I am not replying to the article but to the poster.
I am talking about the article you linked to in your comment.
They are equivalent. In function signatures (what your article is talking about), using dict() instead of {} will have the same effect. The only difference is that {} is a literal of an empty dict, and dict is a name bound to the builtin dict class. So you can reassign dict, but not {}, and if you use dict() instead of {}, then you have a name lookup before a call, so {} is a little more efficient.
Right, but it instantiates it _once_ on module load! That is the point I am making; nothing else.

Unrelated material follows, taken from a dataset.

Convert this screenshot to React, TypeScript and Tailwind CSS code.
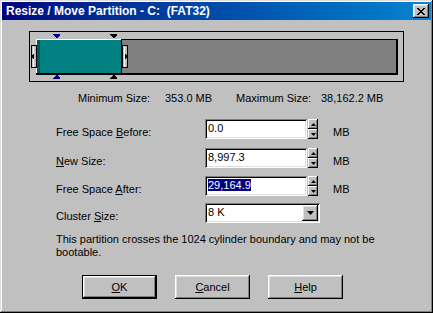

Your link doesn't support your argument.
I wrote the link and yes it does. Module evaluations reify {}, [], etc. once. That is why people keep making subtle bugs when they do `def foo(a=[]):` unaware that this will in fact not give you a brand new list on every function call.
Factory functions like list/tuple/set are function calls and are executed and avoid this problem. Hence why professional python devs default to `None` and check for that and _then_ initialise the list internally in the function body.
Adding {/} as empty set is great, sure; but that again is just another reified instance and the opposite of set() the function.